>> Begin SUPPLIED DATA
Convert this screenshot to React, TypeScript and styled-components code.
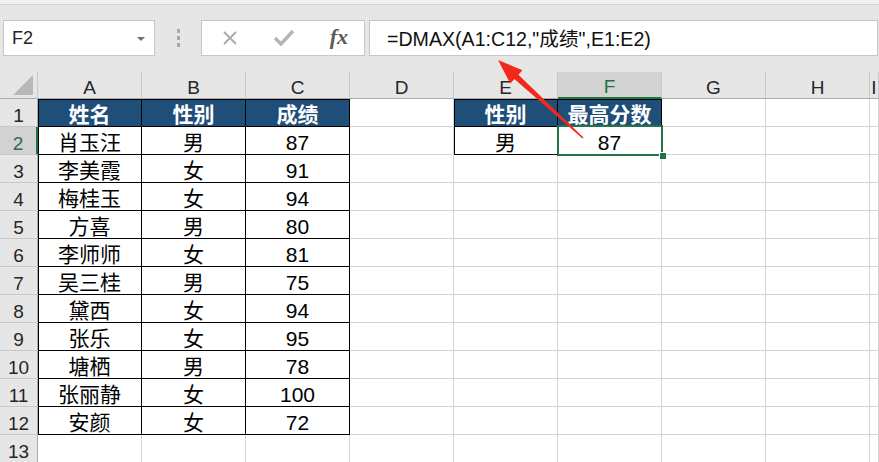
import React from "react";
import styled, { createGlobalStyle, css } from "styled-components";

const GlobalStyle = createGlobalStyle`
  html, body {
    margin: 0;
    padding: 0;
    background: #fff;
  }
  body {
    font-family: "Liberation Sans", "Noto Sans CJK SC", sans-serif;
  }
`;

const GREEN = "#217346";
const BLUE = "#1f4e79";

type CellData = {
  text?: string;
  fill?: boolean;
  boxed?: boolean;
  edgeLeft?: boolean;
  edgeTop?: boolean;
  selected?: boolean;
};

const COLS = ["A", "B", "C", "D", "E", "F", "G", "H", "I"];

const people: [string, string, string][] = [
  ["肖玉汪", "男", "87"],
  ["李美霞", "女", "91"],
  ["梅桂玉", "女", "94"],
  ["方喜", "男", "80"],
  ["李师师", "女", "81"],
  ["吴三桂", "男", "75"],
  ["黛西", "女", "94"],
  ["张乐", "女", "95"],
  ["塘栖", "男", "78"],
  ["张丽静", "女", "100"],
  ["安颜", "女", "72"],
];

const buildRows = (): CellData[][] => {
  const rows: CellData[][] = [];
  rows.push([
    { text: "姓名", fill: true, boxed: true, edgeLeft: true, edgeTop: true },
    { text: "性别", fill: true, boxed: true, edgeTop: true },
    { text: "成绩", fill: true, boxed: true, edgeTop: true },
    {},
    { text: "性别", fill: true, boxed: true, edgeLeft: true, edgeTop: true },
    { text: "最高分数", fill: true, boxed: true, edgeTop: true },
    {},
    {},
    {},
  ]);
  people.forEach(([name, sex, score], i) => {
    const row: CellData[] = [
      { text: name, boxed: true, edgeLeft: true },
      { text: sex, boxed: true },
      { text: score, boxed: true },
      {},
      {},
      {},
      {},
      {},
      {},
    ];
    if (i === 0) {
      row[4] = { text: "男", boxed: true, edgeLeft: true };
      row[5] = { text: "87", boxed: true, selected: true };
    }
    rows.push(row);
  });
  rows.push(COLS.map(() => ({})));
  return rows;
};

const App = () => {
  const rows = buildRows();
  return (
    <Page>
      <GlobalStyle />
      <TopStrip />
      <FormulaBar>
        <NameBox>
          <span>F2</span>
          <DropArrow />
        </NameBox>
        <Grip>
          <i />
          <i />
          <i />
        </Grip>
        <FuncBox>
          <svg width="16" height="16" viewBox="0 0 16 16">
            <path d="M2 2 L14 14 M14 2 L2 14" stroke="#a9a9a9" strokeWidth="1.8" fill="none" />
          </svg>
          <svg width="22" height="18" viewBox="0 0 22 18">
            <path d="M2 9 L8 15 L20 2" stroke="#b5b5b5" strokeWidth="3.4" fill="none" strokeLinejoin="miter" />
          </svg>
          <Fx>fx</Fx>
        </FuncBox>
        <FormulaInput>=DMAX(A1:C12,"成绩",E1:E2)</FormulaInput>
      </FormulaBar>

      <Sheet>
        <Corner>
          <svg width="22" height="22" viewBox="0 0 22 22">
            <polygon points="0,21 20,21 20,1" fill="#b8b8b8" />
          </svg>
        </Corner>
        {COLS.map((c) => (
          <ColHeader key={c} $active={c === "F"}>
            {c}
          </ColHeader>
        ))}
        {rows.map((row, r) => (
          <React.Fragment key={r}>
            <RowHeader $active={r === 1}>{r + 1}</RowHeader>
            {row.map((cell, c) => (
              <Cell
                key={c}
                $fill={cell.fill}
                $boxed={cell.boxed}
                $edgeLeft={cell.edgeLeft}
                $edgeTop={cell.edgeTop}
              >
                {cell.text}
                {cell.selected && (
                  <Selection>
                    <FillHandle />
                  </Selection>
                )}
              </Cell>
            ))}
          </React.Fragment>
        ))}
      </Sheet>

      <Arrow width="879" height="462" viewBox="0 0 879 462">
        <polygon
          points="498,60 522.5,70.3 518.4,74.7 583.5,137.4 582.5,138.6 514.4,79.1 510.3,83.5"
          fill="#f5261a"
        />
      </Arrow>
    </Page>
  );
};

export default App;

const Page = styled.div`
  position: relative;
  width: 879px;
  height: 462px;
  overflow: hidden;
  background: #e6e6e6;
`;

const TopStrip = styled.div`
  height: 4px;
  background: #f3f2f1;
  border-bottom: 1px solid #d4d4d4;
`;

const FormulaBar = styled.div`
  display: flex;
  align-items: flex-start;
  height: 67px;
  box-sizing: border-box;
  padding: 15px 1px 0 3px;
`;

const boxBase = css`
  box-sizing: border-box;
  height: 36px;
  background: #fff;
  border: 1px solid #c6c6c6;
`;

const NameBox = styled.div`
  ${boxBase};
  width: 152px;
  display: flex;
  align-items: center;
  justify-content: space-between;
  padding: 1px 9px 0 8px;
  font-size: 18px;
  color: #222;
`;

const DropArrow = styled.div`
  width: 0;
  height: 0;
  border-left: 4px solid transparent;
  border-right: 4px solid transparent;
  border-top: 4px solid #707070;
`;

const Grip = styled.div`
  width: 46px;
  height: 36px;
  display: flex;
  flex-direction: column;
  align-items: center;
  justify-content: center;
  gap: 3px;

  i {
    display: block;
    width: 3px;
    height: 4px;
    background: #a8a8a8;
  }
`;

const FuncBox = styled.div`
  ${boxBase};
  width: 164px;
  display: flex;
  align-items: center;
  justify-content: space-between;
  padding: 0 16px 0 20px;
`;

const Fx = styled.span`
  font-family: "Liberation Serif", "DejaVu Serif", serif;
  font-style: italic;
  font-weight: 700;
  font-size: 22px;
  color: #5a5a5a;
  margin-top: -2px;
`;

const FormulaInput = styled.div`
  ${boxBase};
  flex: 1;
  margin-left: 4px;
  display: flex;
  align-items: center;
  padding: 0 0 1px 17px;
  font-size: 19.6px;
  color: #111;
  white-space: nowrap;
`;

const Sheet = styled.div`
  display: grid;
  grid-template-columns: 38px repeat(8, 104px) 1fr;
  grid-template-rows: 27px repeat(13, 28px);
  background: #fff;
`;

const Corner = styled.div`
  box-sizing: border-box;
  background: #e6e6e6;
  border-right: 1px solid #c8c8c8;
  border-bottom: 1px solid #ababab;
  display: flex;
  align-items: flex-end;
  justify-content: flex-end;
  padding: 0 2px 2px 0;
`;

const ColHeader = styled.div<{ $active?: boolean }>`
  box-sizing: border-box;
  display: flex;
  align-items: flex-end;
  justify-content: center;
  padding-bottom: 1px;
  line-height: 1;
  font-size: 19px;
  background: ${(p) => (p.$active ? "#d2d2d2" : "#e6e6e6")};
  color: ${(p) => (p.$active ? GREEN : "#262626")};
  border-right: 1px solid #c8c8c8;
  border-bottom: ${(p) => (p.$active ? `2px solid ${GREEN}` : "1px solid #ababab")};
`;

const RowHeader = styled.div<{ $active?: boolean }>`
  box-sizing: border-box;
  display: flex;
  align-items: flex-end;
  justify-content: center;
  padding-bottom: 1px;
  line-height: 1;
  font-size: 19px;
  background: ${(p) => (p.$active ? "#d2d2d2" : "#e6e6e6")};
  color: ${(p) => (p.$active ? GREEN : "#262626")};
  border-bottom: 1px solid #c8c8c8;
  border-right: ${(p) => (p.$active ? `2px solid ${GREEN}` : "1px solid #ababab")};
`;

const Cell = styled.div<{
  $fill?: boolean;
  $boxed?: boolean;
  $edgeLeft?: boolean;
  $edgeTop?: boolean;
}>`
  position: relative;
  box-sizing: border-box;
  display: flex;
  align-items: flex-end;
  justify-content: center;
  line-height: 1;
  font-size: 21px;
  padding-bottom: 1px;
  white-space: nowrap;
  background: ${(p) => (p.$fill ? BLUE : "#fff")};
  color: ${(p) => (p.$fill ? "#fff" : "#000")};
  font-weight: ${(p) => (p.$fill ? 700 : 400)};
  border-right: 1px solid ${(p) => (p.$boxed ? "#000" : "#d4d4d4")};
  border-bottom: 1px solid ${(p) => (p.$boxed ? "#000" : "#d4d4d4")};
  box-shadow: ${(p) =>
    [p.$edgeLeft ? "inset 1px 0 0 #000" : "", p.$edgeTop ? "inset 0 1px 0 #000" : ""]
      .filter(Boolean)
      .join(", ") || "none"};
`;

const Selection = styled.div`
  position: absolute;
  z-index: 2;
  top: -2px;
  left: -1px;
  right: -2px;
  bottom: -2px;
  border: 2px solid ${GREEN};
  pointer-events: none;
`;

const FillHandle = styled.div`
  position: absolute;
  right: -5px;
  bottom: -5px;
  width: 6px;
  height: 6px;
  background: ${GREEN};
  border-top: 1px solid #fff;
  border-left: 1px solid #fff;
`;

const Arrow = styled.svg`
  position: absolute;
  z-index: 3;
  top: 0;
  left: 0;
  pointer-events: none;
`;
>> End SUPPLIED DATA
>> Begin SUPPLIED DATA
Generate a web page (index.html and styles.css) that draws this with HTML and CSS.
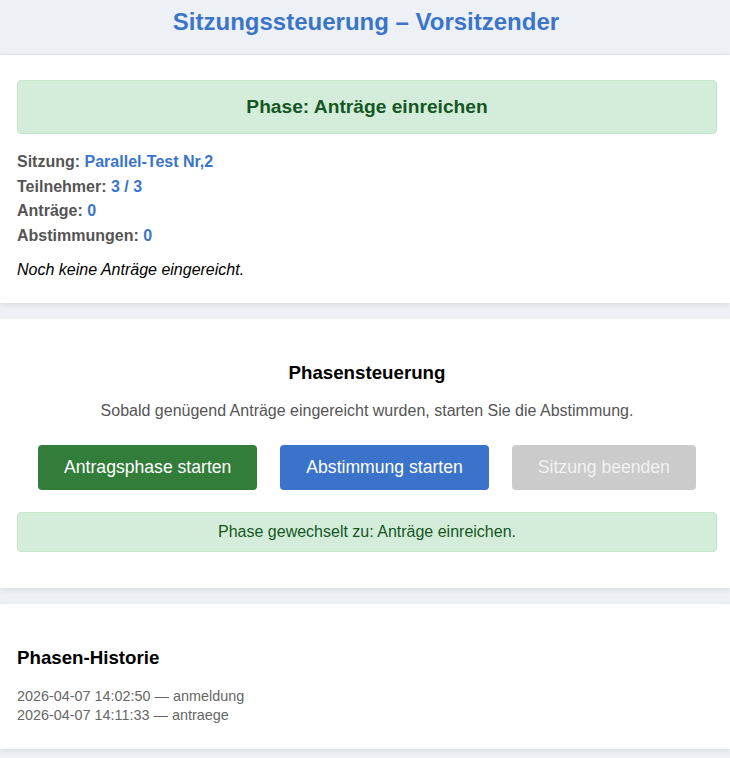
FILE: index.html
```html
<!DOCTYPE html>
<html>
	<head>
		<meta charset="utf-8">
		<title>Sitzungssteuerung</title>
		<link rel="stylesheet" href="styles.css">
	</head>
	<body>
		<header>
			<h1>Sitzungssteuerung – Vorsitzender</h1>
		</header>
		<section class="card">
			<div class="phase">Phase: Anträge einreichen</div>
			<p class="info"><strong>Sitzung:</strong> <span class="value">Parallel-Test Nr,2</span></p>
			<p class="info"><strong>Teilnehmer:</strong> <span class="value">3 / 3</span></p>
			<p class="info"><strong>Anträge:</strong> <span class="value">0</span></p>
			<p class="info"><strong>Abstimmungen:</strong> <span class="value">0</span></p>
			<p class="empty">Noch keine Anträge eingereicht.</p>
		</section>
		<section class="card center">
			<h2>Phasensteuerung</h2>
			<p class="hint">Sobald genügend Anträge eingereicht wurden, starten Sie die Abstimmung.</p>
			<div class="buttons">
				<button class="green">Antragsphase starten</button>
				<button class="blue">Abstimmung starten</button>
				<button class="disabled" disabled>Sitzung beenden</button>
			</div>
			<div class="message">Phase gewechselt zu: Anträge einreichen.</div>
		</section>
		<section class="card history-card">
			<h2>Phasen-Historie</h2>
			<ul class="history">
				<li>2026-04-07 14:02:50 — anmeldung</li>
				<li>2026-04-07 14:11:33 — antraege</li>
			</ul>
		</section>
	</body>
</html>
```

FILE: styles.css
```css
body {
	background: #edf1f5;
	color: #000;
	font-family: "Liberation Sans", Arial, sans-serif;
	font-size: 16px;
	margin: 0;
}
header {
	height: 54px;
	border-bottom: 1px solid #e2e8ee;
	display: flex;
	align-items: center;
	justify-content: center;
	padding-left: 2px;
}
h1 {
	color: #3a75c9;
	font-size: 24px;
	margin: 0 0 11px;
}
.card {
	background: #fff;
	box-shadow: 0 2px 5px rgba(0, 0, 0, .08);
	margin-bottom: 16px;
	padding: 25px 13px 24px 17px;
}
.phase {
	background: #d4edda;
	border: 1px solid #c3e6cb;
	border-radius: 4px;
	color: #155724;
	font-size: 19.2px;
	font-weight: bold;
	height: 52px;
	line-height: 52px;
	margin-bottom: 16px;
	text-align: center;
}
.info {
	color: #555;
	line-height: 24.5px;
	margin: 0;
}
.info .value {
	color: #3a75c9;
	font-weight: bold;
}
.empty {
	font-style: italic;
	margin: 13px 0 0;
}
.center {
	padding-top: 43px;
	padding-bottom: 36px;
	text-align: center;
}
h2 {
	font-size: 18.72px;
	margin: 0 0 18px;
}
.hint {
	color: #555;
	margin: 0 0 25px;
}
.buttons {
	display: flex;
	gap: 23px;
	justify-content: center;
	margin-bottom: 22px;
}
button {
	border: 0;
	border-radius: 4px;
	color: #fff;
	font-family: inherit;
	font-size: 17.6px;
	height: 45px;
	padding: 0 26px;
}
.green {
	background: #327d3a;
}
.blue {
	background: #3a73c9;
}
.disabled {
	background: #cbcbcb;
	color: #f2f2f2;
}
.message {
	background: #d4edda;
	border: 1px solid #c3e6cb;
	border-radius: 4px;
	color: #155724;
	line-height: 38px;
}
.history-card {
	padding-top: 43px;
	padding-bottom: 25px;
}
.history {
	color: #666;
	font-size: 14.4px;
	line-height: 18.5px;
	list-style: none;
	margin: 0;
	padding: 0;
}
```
>> End SUPPLIED DATA
[SET PROBLEM]
Which lines hold the word "styles"? Copy every one of them.

[FINAL ANSWER]
Generate a web page (index.html and styles.css) that draws this with HTML and CSS.
		<link rel="stylesheet" href="styles.css">
FILE: styles.css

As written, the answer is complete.